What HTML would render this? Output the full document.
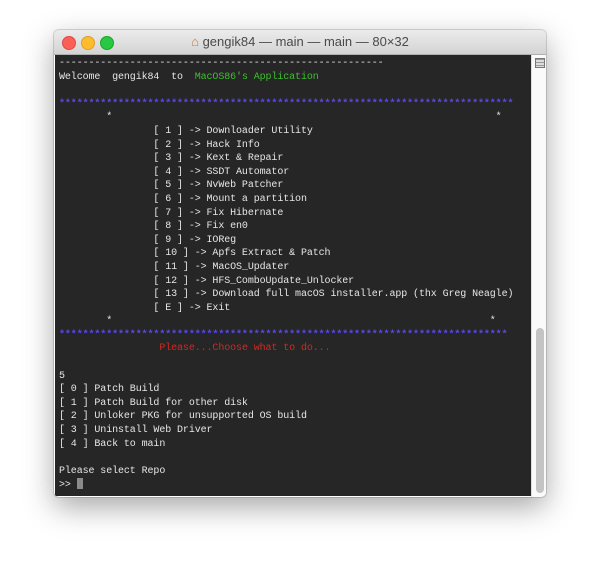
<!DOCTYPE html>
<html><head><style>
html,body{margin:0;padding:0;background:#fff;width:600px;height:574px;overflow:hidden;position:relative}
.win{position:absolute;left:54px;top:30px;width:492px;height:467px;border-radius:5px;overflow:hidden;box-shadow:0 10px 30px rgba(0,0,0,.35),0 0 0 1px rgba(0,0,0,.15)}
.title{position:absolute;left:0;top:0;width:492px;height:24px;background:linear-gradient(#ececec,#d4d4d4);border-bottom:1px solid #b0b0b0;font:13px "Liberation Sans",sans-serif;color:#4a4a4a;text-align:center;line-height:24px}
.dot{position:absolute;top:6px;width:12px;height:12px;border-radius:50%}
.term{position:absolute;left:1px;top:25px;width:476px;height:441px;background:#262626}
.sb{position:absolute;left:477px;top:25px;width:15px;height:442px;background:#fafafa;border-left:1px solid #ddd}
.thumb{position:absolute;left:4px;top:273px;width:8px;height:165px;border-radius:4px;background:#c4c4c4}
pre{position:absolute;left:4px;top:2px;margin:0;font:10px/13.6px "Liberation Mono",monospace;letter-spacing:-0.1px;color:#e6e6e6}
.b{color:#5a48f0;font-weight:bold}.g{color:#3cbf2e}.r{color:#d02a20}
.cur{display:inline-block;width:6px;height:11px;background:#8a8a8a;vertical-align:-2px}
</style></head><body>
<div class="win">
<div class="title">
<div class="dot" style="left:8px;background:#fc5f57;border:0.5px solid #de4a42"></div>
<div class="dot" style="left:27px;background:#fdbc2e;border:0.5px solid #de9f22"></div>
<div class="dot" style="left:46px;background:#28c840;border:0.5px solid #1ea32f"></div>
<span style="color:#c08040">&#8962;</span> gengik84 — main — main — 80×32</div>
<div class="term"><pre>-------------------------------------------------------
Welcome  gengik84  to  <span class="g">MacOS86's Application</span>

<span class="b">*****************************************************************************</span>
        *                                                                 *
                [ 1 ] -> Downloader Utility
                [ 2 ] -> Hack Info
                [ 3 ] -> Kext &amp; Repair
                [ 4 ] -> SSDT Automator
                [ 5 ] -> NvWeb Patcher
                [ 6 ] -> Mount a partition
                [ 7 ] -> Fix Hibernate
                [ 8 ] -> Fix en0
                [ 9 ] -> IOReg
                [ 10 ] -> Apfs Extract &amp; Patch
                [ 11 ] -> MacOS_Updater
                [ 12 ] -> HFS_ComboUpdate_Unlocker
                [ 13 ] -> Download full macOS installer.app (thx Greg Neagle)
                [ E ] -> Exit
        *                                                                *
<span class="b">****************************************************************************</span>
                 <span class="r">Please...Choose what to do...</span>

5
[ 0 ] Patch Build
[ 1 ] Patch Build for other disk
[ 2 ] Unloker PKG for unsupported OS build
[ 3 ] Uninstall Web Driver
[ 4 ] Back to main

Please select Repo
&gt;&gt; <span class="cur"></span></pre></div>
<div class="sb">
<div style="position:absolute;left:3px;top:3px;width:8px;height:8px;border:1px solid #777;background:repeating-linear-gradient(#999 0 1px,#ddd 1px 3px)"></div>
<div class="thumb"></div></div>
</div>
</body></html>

※

_Problem to work on_
Identify each line containing the string "full" and copy it out.

_Final result_
What HTML would render this? Output the full document.
                [ 13 ] -> Download full macOS installer.app (thx Greg Neagle)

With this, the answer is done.